■ **Required work**
Only a number is expected: how many lines in the data below contain the word "React".

■ **Supplied information**
[start]
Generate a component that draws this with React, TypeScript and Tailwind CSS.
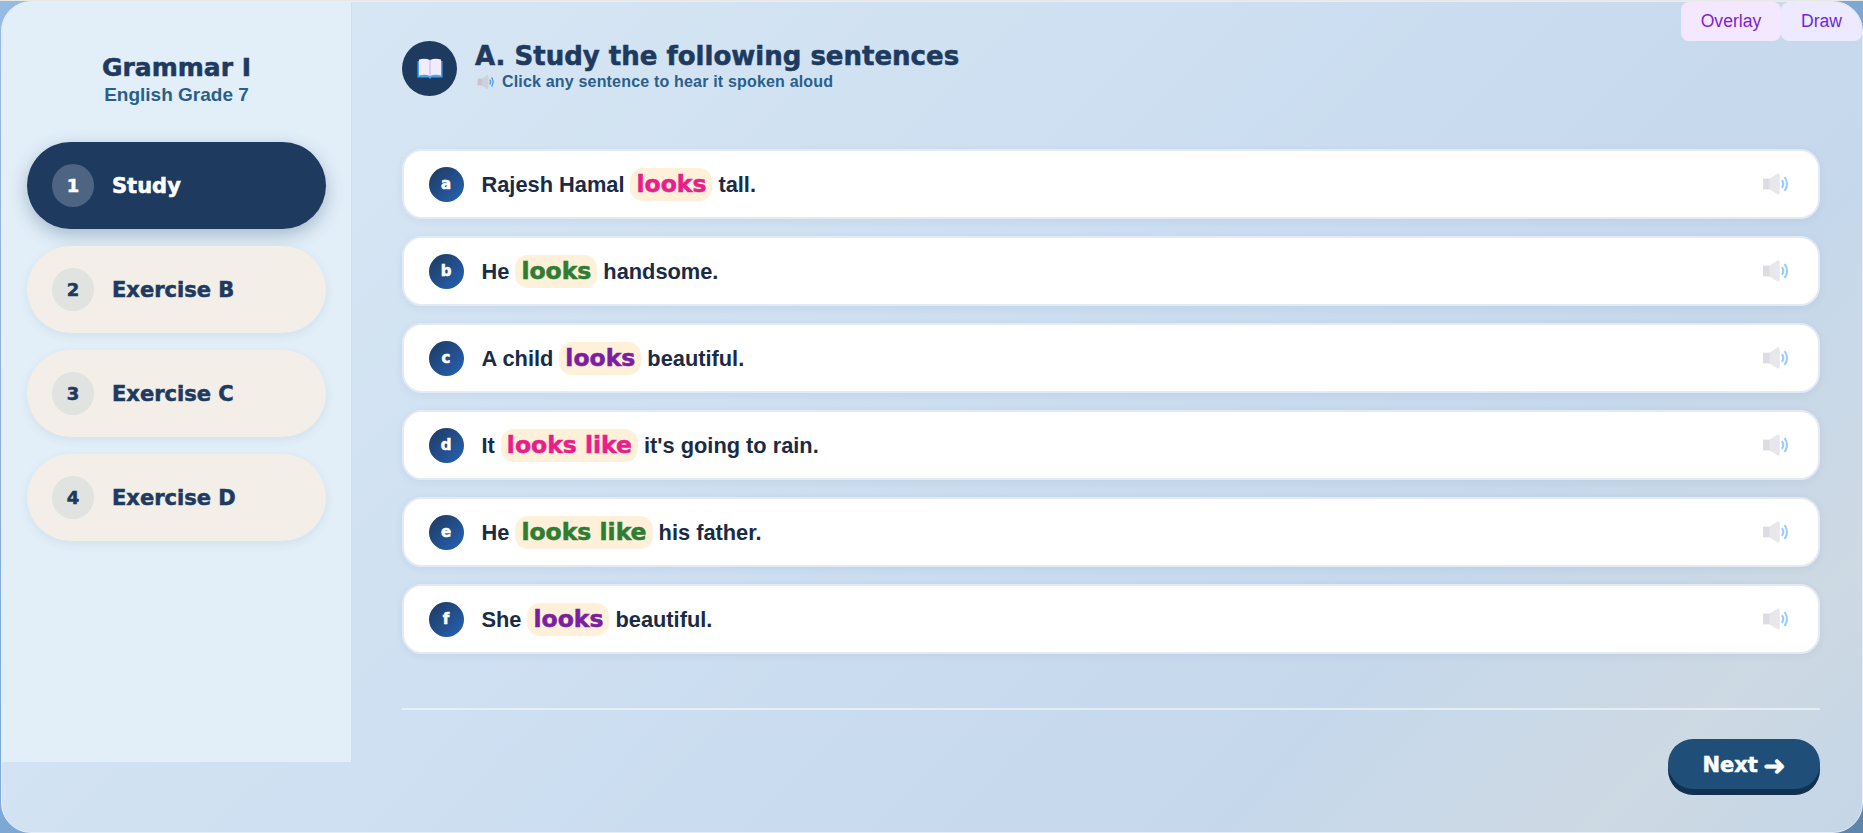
import React from "react";

// stand-in for the heavy display face in the picture
const HEAVY = "font-['DejaVu_Sans',sans-serif] font-bold [-webkit-text-stroke:0.55px_currentColor]";

const NAV = [
  { n: 1, label: "Study", active: true },
  { n: 2, label: "Exercise B", active: false },
  { n: 3, label: "Exercise C", active: false },
  { n: 4, label: "Exercise D", active: false },
];

const SENTENCES = [
  { key: "a", before: "Rajesh Hamal", hl: "looks", color: "text-[#e91e8c]", after: "tall." },
  { key: "b", before: "He", hl: "looks", color: "text-[#2e7d32]", after: "handsome." },
  { key: "c", before: "A child", hl: "looks", color: "text-[#7b1fa2]", after: "beautiful." },
  { key: "d", before: "It", hl: "looks like", color: "text-[#e91e8c]", after: "it's going to rain." },
  { key: "e", before: "He", hl: "looks like", color: "text-[#2e7d32]", after: "his father." },
  { key: "f", before: "She", hl: "looks", color: "text-[#7b1fa2]", after: "beautiful." },
];

function Speaker({ className, wave = "#9ccdf8", body = "#e7e7ec", back = "#dcdde3" }: { className?: string; wave?: string; body?: string; back?: string }) {
  return (
    <svg viewBox="0 0 26 22" className={className}>
      <rect x="1" y="6" width="7" height="10" fill={back} />
      <path d="M7 6 L15 1 Q16.5 1 16.5 3 V19 Q16.5 21 15 21 L7 16 Z" fill={body} />
      <path d="M18.5 7.5 Q21 11 18.5 14.5" fill="none" stroke={wave} strokeWidth="2" />
      <path d="M21 4.5 Q25.5 11 21 17.5" fill="none" stroke={wave} strokeWidth="2" />
    </svg>
  );
}

function Book() {
  return (
    <svg viewBox="0 0 26 22" className="w-[26px] h-[22px]">
      <path d="M0.5 3 H25.5 V19.5 H14.5 L13 21 L11.5 19.5 H0.5 Z" fill="#42a5f5" />
      <path d="M2 1.5 Q8 0 13 2 V18 Q8 16 2 17.5 Z" fill="#f1ebfa" />
      <path d="M24 1.5 Q18 0 13 2 V18 Q18 16 24 17.5 Z" fill="#f1ebfa" />
      <path d="M13 2 V18" stroke="#cdbfe6" strokeWidth="1.2" />
    </svg>
  );
}

export default function App() {
  return (
    <div className="h-[833px] w-[1863px] overflow-hidden border-t border-[#e8e8e8] bg-gradient-to-br from-[#97bbe0] via-[#7ea8d4] to-[#5c84ac] font-['Liberation_Sans',Arial,sans-serif]">
      <div className="relative flex h-[832px] w-[1862px] ml-px items-start overflow-hidden rounded-[30px] border border-[#e4eef8] bg-[linear-gradient(135deg,#dbe9f5_0%,#cddff1_45%,#c5d8ec_75%,#cdd9e3_90%,#c5d6e7_100%)]">
        <aside className="flex h-[760px] w-[350px] shrink-0 flex-col border-r border-[#cfe0f0] bg-[#e2eff9] pl-[25px] pr-[25px] pt-[50px]">
          <h1 className={`text-center text-[25px] leading-[32px] text-[#1e3a5f] ${HEAVY}`}>Grammar I</h1>
          <p className="text-center text-[19px] leading-[22px] font-bold text-[#2a5f8a]">English Grade 7</p>
          <nav className="mt-[36px] flex flex-col gap-[17px]">
            {NAV.map((item) => (
              <div
                key={item.n}
                className={`flex h-[87px] items-center gap-[18px] rounded-[44px] pl-[25px] ${
                  item.active
                    ? "bg-[#1e3a5f] text-white shadow-[0_6px_18px_rgba(30,58,95,0.3)]"
                    : "bg-[#f3eee7] text-[#1e3a5f] shadow-[0_3px_10px_rgba(30,58,95,0.08)]"
                }`}
              >
                <span
                  className={`flex h-[43px] w-[42px] items-center justify-center rounded-full text-[18px] ${HEAVY} ${
                    item.active ? "bg-[#4d6482]" : "bg-[#e0e3df]"
                  }`}
                >
                  {item.n}
                </span>
                <span className={`pt-[2px] text-[21px] ${HEAVY}`}>{item.label}</span>
              </div>
            ))}
          </nav>
        </aside>

        <main className="flex-1 pl-[50px] pr-[42px] pt-[39px]">
          <header className="flex items-start gap-[18px]">
            <div className="flex h-[55px] w-[55px] items-center justify-center rounded-full bg-[#1e3a5f]">
              <Book />
            </div>
            <div className="-mt-[1px]">
              <h2 className={`text-[26px] leading-[32px] text-[#1e3a5f] ${HEAVY}`}>A. Study the following sentences</h2>
              <p className="mt-[1px] flex items-center gap-[7px] pl-[2px] text-[16px] leading-[18px] font-bold tracking-[0.18px] text-[#2a5f8a]">
                <Speaker className="h-[16px] w-[18px]" wave="#4f9fe6" body="#cfd0d8" back="#c3c5cf" />
                Click any sentence to hear it spoken aloud
              </p>
            </div>
          </header>

          <div className="mt-[53px] flex flex-col gap-[17px]">
            {SENTENCES.map((s) => (
              <div
                key={s.key}
                className="flex h-[70px] items-center rounded-[20px] border-[2.5px] border-[#e3eaf6] bg-white pl-[24.5px] pr-[28.5px] shadow-[0_2px_8px_rgba(30,58,95,0.06)]"
              >
                <span className={`mr-[18px] flex h-[35px] w-[35px] items-center justify-center rounded-full bg-gradient-to-br from-[#1e3a5f] to-[#2563b8] text-[15px] text-white ${HEAVY}`}>
                  {s.key}
                </span>
                <span className="flex flex-1 items-baseline gap-[6px] pt-[2px] text-[21.8px] font-bold text-[#1a2b45]">
                  {s.before}
                  <span className={`rounded-[13px] bg-[#fff0d9] px-[6px] leading-[33px] text-[23.5px] ${s.color} ${HEAVY}`}>{s.hl}</span>
                  {s.after}
                </span>
                <Speaker className="h-[24px] w-[28px]" />
              </div>
            ))}
          </div>

          <div className="mt-[54px] h-[2px] bg-white/50" />

          <div className="mt-[29px] flex justify-end">
            <button className={`flex h-[50px] w-[152px] items-center justify-center gap-[5px] rounded-[25px] bg-[#1f4e79] pt-[3px] text-[21px] text-white shadow-[0_6px_0_#12304f] ${HEAVY}`}>
              Next <span className="text-[27px] leading-[27px]">➜</span>
            </button>
          </div>
        </main>

        <div className="absolute right-0 top-0 flex">
          <button className="h-[39px] w-[100px] rounded-[8px] bg-[#f3e8ff] text-[17.6px] text-[#7e22ce]">Overlay</button>
          <button className="h-[39px] w-[81px] rounded-[8px] bg-[#ede9fe] text-[17.6px] text-[#6d28d9]">Draw</button>
        </div>
      </div>
    </div>
  );
}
[end]
■ **Correct result**
2